T.S.Eliot? The “T” is for  “Thomas”, and Eliot was commissioned in 1935 to write a verse play about Thomas Becket’s murder. Murder in the Cathedral was performed in 1935 in the chapter house of Canterbury Cathedral–just a few yards from the site of Becket’s murder.

Another interesting detail is that just next to the site of Becket’s murder you will find the tomb of William Warham–the last Catholic Archbishop of Canterbury who was replaced by another Thomas, who–despite his treachery in his own way, also died heroically: Thomas Cranmer.

All four Thomas’ are witness to the Catholic church’s constant struggle with the secular power. The secular powers that be know their most potent enemy is the Church. Eliot wrote his play just at the time that the fascist and communist powers were rising in Europe, and the same struggles persist and always will in the world. During our visit to Canterbury we were blessed to also visit the little Catholic church of St Thomas a Becket where a few of his relics can still be found, and I was moved by the fact that the church also holds relics of St Oscar Romero–another Archbishop in another country far away who was also murdered for his defense of the faith in the person of the poor.

And what is a martyr? It is no mistake that the Feast of Stephen the first martyr is followed by the Holy Innocents–the children who die and then St Thomas Becket–who stands for all who die resisting the demonic demands of the bloodthirsty men of grasping greed and callous cruelty, ravaging raping and ravishing the land.

Here is Thomas Becket’s Christmas Sermon from T.S.Eliot’s Murder in the Cathedral

Consider also one thing of which you have probably never thought. Not only do we at the feast of Christmas celebrate at once Our Lord’s Birth and His Death: but on the next day we celebrate the martyrdom of His first martyr, the blessed Stephen. Is it an accident, do you think, that the day of the first martyr follows immediately the day of the Birth of Christ? By no means. Just as we rejoice and mourn at once, in the Birth and in the Passion of Our Lord; so also, in a smaller figure, we both rejoice and mourn in the death of martyrs. We mourn, for the sins of the world that has martyred them; we rejoice, that another soul is numbered among the Saints in Heaven, for the glory of God and for the salvation of men.

            Beloved, we do not think of a martyr simply as a good Christian who has been killed because he is a Christian: for that would be solely to mourn. We do not think of him simply as a good Christian who has been elevated to the company of the Saints: for that would be simply to rejoice: and neither our mourning nor our rejoicing is as the world’s is. A Christian martyrdom is no accident. Saints are not made by accident. Still less is a Christian martyrdom the effect of a man’s will to become a Saint, as a man by willing and contriving may become a ruler of men.

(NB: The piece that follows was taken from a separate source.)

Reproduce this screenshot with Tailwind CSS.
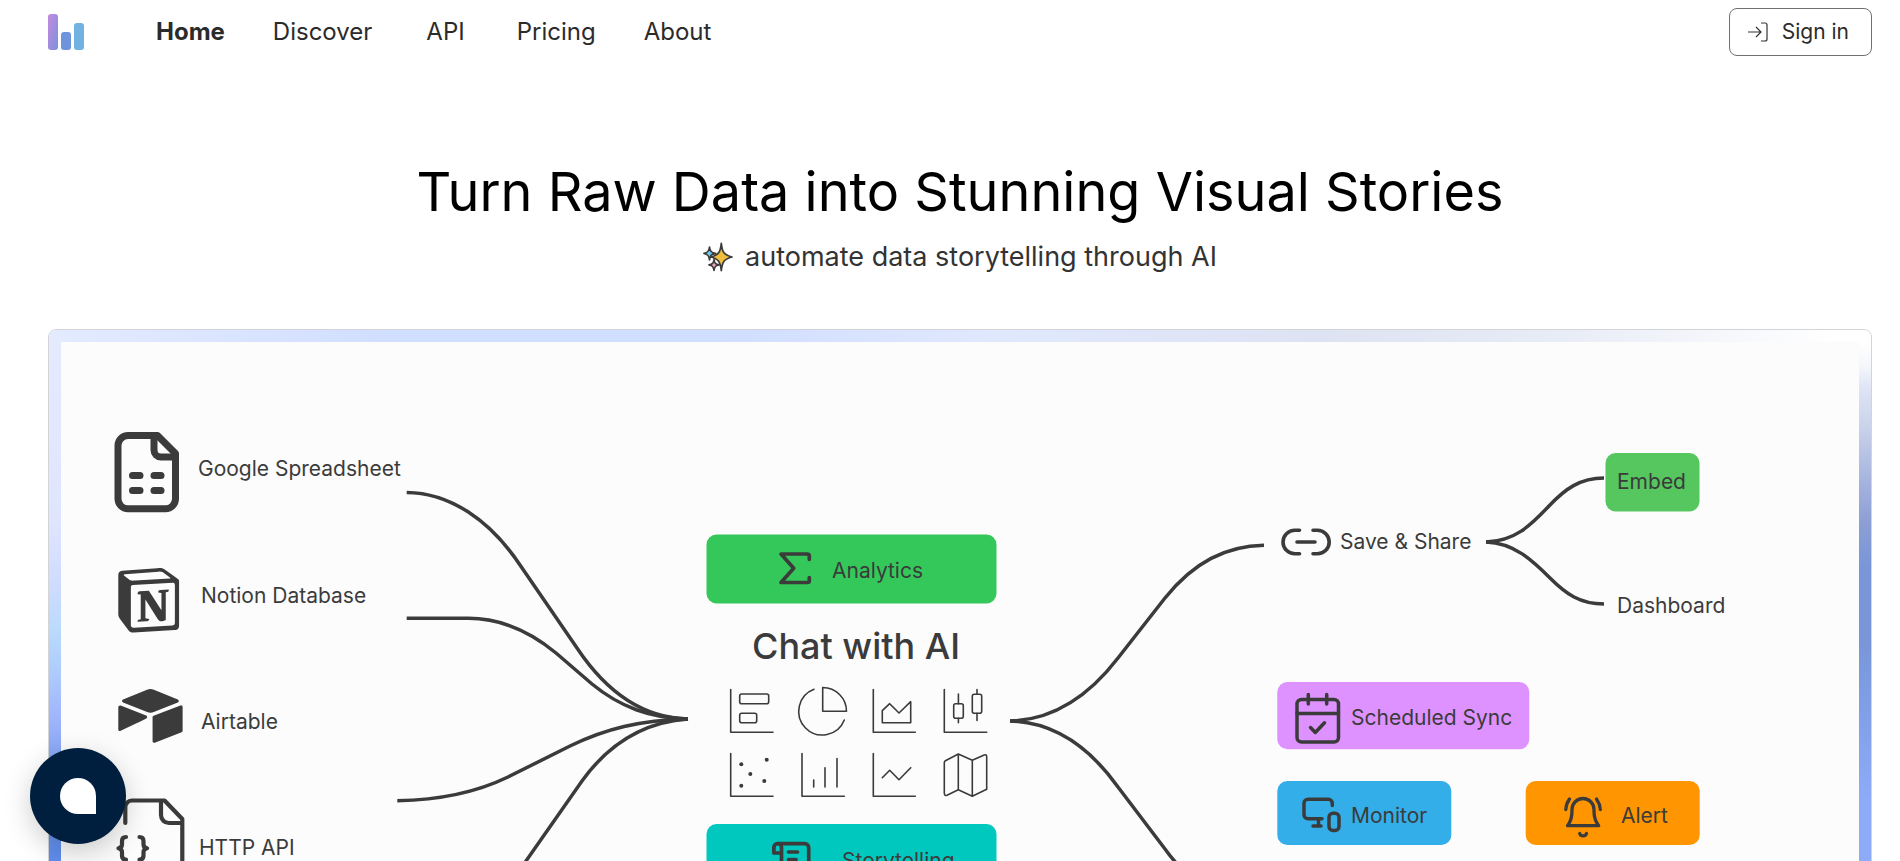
<!DOCTYPE html>
<html lang="en">
<head>
  <meta charset="UTF-8" />
  <meta name="viewport" content="width=device-width, initial-scale=1.0"/>
  <title>Turn Raw Data into Stunning Visual Stories</title>
  <script src="https://cdn.jsdelivr.net/npm/@tailwindcss/browser@4"></script>
</head>
<body class="bg-white text-[#2b2b2b] h-screen overflow-hidden font-['Inter',sans-serif]">

  <!-- Header -->
  <header class="flex items-center justify-between pl-12 pr-7 pt-2">
    <div class="flex items-center">
      <a href="#" aria-label="Home page" class="mr-18">
        <svg class="w-9 h-9" viewBox="0 0 36 36">
          <defs>
            <linearGradient id="logoA" x1="0" y1="0" x2="1" y2="1">
              <stop offset="0" stop-color="#c58ae0"/>
              <stop offset="1" stop-color="#7b92dc"/>
            </linearGradient>
          </defs>
          <rect x="0" y="0" width="10" height="36" rx="3" fill="url(#logoA)"/>
          <rect x="13" y="18" width="10" height="18" rx="3" fill="#6f93dc"/>
          <rect x="26" y="9" width="10" height="27" rx="3" fill="#72b2e2"/>
        </svg>
      </a>
      <nav class="flex items-center gap-12 text-2xl">
        <a href="#" class="font-bold">Home</a>
        <a href="#">Discover</a>
        <a href="#" class="ml-1.5">API</a>
        <a href="#" class="ml-1">Pricing</a>
        <a href="#">About</a>
      </nav>
    </div>
    <button class="flex items-center gap-3 h-12 pl-4 pr-5.5 border border-[#707070] rounded-lg text-[21px]">
      <svg class="w-6 h-6" viewBox="0 0 24 24" fill="none" stroke="#333" stroke-width="1.2">
        <path d="M2 12h13M10 7l5 5-5 5M15 3h4a2 2 0 0 1 2 2v14a2 2 0 0 1-2 2h-4"/>
      </svg>
      Sign in
    </button>
  </header>

  <!-- Hero -->
  <section class="pl-12 pr-7 pt-26 text-center">
    <h1 class="text-[54px] leading-16 text-black">Turn Raw Data into Stunning Visual Stories</h1>
    <p class="mt-[13px] flex items-center justify-center gap-3 text-[27px] leading-10 text-[#333]">
      <svg class="w-[30px] h-[30px]" viewBox="0 0 30 30" stroke="#3b3b3b" stroke-width="1.7" stroke-linejoin="round">
        <path fill="#6fc8f0" d="M6.500 5C7 9.300 8.300 10.600 12.500 11.300C8.300 12 7 13.500 6.500 18C6 13.500 4.700 12 1 11.300C4.700 10.600 6 9.300 6.500 5Z"/>
        <path fill="#f2bd3c" d="M18.300 1.300C19.300 10.500 21 13 29 15C21 17 19.300 20 18.300 28.700C17.300 20 15.600 17 8 15C15.600 13 17.300 10.500 18.300 1.300Z"/>
        <path fill="#f0a0c8" d="M11 17.500C11.500 21.300 12.500 22.300 16 22.800C12.500 23.400 11.500 24.600 11 28.500C10.500 24.600 9.500 23.400 6 22.800C9.500 22.300 10.500 21.300 11 17.500Z"/>
      </svg>
      automate data storytelling through AI
    </p>
  </section>

  <!-- Diagram panel -->
  <section class="mt-13 ml-12 mr-7 border border-[#d2d4d8] rounded-lg overflow-hidden">
    <div class="h-3 bg-[linear-gradient(90deg,#e4ebff_0%,#d0deff_19%,#d0deff_37%,#e0e8fd_52%,#dee3f3_70%,#e8ecf6_83%,#fff_98%)]"></div>
    <div class="flex">
      <div class="w-3 shrink-0 bg-[linear-gradient(180deg,#e4ebff_0px,#dfe5ff_180px,#d0dcff_240px,#b9dafc_290px,#adccfd_330px,#a3b7fc_370px,#8aa8f6_410px,#5f8eee_510px)]"></div>

      <svg class="flex-1 min-w-0 bg-[#fcfcfc] text-[21px]" viewBox="61 342 1798 560" fill="#3b3b3b">
        <!-- Connectors -->
        <g fill="none" stroke="#3b3b3b" stroke-width="3.500">
          <path d="M406.700 492.500C450 493 490 520 520 565L577 648C605 690 640 718 688 719"/>
          <path d="M406.700 618.300H467C497 618 527 629 556 653L592 684C620 707 650 718 688 719"/>
          <path d="M397.300 800.700C440 800 475 793 508 777L570 746C605 729 640 720 688 719"/>
          <path d="M688 719C645 722 610 742 582 781L526 861L492 910"/>
          <path d="M1010 721C1052 720 1088 697 1118 658L1165 598C1194 562 1226 546 1264 545.300"/>
          <path d="M1010 721C1052 722 1088 745 1118 787L1165 849Q1180 870 1200 884"/>
          <path d="M1486 542C1515 541 1530 526 1549 506C1565 489 1580 478 1604 478"/>
          <path d="M1486 542C1514 543 1532 560 1550 578C1566 594 1580 604 1604 604"/>
        </g>

        <!-- Sources -->
        <g fill="none" stroke="#3b3b3b" stroke-width="7" stroke-linecap="round" stroke-linejoin="round">
          <path d="M157.500 435.500H128a10 10 0 0 0-10 10V498.800a10 10 0 0 0 10 10H165.500a10 10 0 0 0 10-10V453.500Z"/>
          <path d="M154 436V450a7 7 0 0 0 7 7H175M132.500 475.500h7.500M154 475.500h7M132.500 490.500h7.500M154 490.500h7"/>
        </g>
        <text x="198" y="476">Google Spreadsheet</text>

        <path transform="translate(117 568) scale(2.640 2.690)" d="M4.459 4.208c.746.606 1.026.56 2.428.466l13.215-.793c.28 0 .047-.28-.046-.326L17.860 1.968c-.42-.326-.981-.7-2.055-.607L3.010 2.295c-.466.046-.56.28-.374.466zm.793 3.080v13.904c0 .747.373 1.027 1.214.98l14.523-.84c.841-.046.935-.56.935-1.167V6.354c0-.606-.233-.933-.748-.887l-15.177.887c-.56.047-.747.327-.747.933zm14.337.745c.093.42 0 .84-.42.888l-.7.140v10.264c-.608.327-1.168.514-1.635.514-.748 0-.935-.234-1.495-.933l-4.577-7.186v6.952L12.210 19s0 .84-1.168.84l-3.222.186c-.093-.186 0-.653.327-.746l.84-.233V9.854L7.822 9.760c-.094-.42.140-1.026.793-1.073l3.456-.233 4.764 7.279v-6.440l-1.215-.139c-.093-.514.28-.887.747-.933zM1.936 1.035l13.310-.98c1.634-.14 2.055-.047 3.082.7l4.249 2.986c.7.513.934.653.934 1.213v16.378c0 1.026-.373 1.634-1.680 1.726l-15.458.934c-.98.047-1.448-.093-1.962-.747l-3.129-4.060c-.56-.747-.793-1.306-.793-1.960V2.667c0-.839.374-1.540 1.447-1.632z"/>
        <text x="201" y="603">Notion Database</text>

        <path transform="translate(118.300 683.700) scale(2.680)" d="M11.992 1.966c-.434 0-.87.086-1.280.257L1.779 5.917c-.503.208-.49.908.012 1.116l8.982 3.558a3.266 3.266 0 0 0 2.454 0l8.982-3.558c.503-.196.503-.908.012-1.116l-8.957-3.694a3.255 3.255 0 0 0-1.272-.257zM23.400 8.056a.589.589 0 0 0-.222.045l-10.012 3.877a.612.612 0 0 0-.38.564v8.896a.6.6 0 0 0 .821.552L23.620 18.100a.583.583 0 0 0 .38-.551V8.653a.6.6 0 0 0-.6-.596zM.676 8.095a.644.644 0 0 0-.48.190C.086 8.396 0 8.530 0 8.690v8.355c0 .442.515.737.908.54l6.270-3.006.307-.147 2.969-1.436c.466-.22.430-.908-.061-1.092L.883 8.138a.57.57 0 0 0-.207-.044z"/>
        <text x="201" y="729">Airtable</text>

        <g fill="none" stroke="#3b3b3b" stroke-width="4.200" stroke-linecap="round" stroke-linejoin="round">
          <path d="M125.300 823V807a6.500 6.500 0 0 1 6.500-6.500H164.500L182.300 819V880M161 801V815a8 8 0 0 0 8 8H182"/>
          <path d="M126 837q-4 0-4 4v3.500q0 3-3.500 3.800q3.500.8 3.500 3.800v3.500q0 4 4 4M139.500 837q4 0 4 4v3.500q0 3 3.500 3.800q-3.500.8-3.500 3.800v3.500q0 4-4 4"/>
        </g>
        <text x="199" y="855">HTTP API</text>

        <!-- Analytics -->
        <rect x="706.500" y="534.500" width="290" height="69" rx="10" fill="#34c85a"/>
        <path d="M809.300 559.300V556a2 2 0 0 0-2-2H781L793.700 568.300L781 582.500H807.300a2 2 0 0 0 2-2V577.500" fill="none" stroke="#3b3b3b" stroke-width="3.700" stroke-linecap="round" stroke-linejoin="round"/>
        <text x="832" y="578">Analytics</text>

        <text x="752" y="659" class="text-[36px] font-medium">Chat with AI</text>

        <!-- Chart types -->
        <g fill="none" stroke="#3b3b3b" stroke-width="1.600" stroke-linecap="round" stroke-linejoin="round">
          <path d="M730.700 689.500V732.300H773"/>
          <rect x="739.700" y="694" width="29" height="9.700" rx="2"/>
          <rect x="739.700" y="713.300" width="17" height="9.400" rx="2"/>
          <path d="M822.700 711.300V687.500a23.800 23.800 0 0 1 23.800 23.800Z"/>
          <path d="M814 689.300A23.600 23.600 0 1 0 844.300 720"/>
          <path d="M873.300 689.500V732.300H915.300"/>
          <path d="M882.300 710.700L889.700 703.700L899 713L910.700 701.700V722.700H882.300Z"/>
          <path d="M944.300 689.500V732.300H986.700"/>
          <rect x="953.700" y="703.700" width="9.600" height="14.600" rx="2"/>
          <rect x="972.300" y="694.300" width="9.400" height="19" rx="2"/>
          <path d="M958.400 694V703.700M958.400 718.300V722.700M977 689.500V694.300M977 713.300V720.500"/>
          <path d="M730.700 753.500V796.300H773"/>
          <path d="M802 753.500V796.300H844.300M813.700 780V787M825 767.700V787M837 758.500V787"/>
          <path d="M873.300 753.500V796.300H915.300M882.300 777.700L889.700 770.300L899 779.700L910.700 767.700"/>
          <path d="M945.400 760.700L958.300 754L972.300 760.300L984.200 754.900Q986.700 754 986.700 757V789.300L972.300 796.300L958.300 789.700L947 795.300Q944.300 796 944.300 793V762.500Q944.400 761.200 945.400 760.700ZM958.300 754V789.700M972.300 760.300V796.300"/>
        </g>
        <circle cx="741.300" cy="764.300" r="2"/>
        <circle cx="766.700" cy="759.700" r="2"/>
        <circle cx="750.300" cy="774" r="2"/>
        <circle cx="764.300" cy="781" r="2"/>
        <circle cx="741.300" cy="785.700" r="2"/>

        <!-- Storytelling -->
        <rect x="706.500" y="824" width="290" height="69" rx="10" fill="#00c8be"/>
        <path d="M777.500 843.700H804.700a4 4 0 0 1 4 4V876M777.500 843.700a3.800 3.800 0 0 0-3.600 3.800V853H781.500M777.500 843.700a3.800 3.800 0 0 1 4 3.800V876M788.500 852H797.500M788.500 859.500H796" fill="none" stroke="#3b3b3b" stroke-width="3.700" stroke-linecap="round" stroke-linejoin="round"/>
        <text x="842" y="868">Storytelling</text>

        <!-- Save & Share -->
        <path d="M1299.500 530.200H1294.800a11.800 11.800 0 0 0 0 23.600H1299.500M1313 530.200H1317.400a11.800 11.800 0 0 1 0 23.600H1313M1297 542H1315" fill="none" stroke="#3b3b3b" stroke-width="3.600" stroke-linecap="round"/>
        <text x="1340" y="549">Save &amp; Share</text>
        <rect x="1605.500" y="453" width="94" height="58.500" rx="10" fill="#56c65f"/>
        <text x="1617" y="489">Embed</text>
        <text x="1617" y="613">Dashboard</text>

        <!-- Scheduled Sync -->
        <rect x="1277.300" y="682" width="252" height="67.300" rx="10" fill="#de92ff"/>
        <g fill="none" stroke="#3b3b3b" stroke-width="3.500" stroke-linecap="round" stroke-linejoin="round">
          <rect x="1297" y="699.500" width="41.500" height="42.500" rx="4.500"/>
          <path d="M1297 713.400H1338.500M1308.300 694.500V704M1326.700 694.500V704M1310.500 727.500L1315.300 732.500L1324.500 722.800"/>
        </g>
        <text x="1351" y="725">Scheduled Sync</text>

        <!-- Monitor -->
        <rect x="1277.300" y="781" width="174" height="64" rx="10" fill="#34aee8"/>
        <path d="M1332.300 805.500V803.200a4 4 0 0 0-4-4H1308a4 4 0 0 0-4 4V814.800a4 4 0 0 0 4 4H1322M1318.500 819V826M1313 826H1321M1333 813.300H1335a4 4 0 0 1 4 4V826.500a4 4 0 0 1-4 4H1333a4 4 0 0 1-4-4V817.300a4 4 0 0 1 4-4Z" fill="none" stroke="#3b3b3b" stroke-width="3.500" stroke-linecap="round" stroke-linejoin="round"/>
        <text x="1351" y="823">Monitor</text>

        <!-- Alert -->
        <rect x="1525.700" y="781" width="174" height="64" rx="10" fill="#ff9500"/>
        <path d="M1567.500 825.700Q1572 820 1572 811V809.500a11 11 0 0 1 22 0V811Q1594 820 1598.700 825.700ZM1579.700 833.500a3.600 3.600 0 0 0 6.800 0M1569.500 799Q1566 804 1565.800 809.500M1596.500 799Q1600 804 1600.300 809.500" fill="none" stroke="#3b3b3b" stroke-width="3.300" stroke-linecap="round" stroke-linejoin="round"/>
        <text x="1621" y="823">Alert</text>
      </svg>

      <div class="w-3 shrink-0 bg-[linear-gradient(180deg,#fff_0px,#f4f6fb_25px,#dfe5f5_45px,#cdd5ec_80px,#a5b3de_140px,#8c9fd4_180px,#7896d8_225px,#7896d8_300px,#84a2ec_390px,#8eabf7_460px,#8eabf7_520px)]"></div>
    </div>
  </section>

  <!-- Chat launcher -->
  <button aria-label="Open chat" class="fixed left-[30px] bottom-[17px] w-24 h-24 rounded-full bg-[#001f3e] shadow-[0_8px_28px_rgba(0,0,0,0.2)] flex items-center justify-center">
    <span class="w-9 h-9 bg-white rounded-full rounded-br-none"></span>
  </button>
</body>
</html>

Ambition fortifies the will of man to become ruler over other men: it operates with deception, cajolery, and violence, it is the action of impurity upon impurity. Not so in Heaven. A martyr, a saint, is always made by the design of God, for His love of men, to warn them and to lead them, to bring them back to His ways. A martyrdom is never the design of man; for the true martyr is he who has become the instrument of God, who has lost his will in the will of God, not lost it but found it, for he has found freedom in submission to God. The martyr no longer desires anything for himself, not even the glory of martyrdom. So thus as on earth the Church mourns and rejoices at once, in a fashion that the world cannot understand; so in Heaven the Saints are most high, having made themselves most low, seeing themselves not as we see them, but in the light of the Godhead from which they draw their being.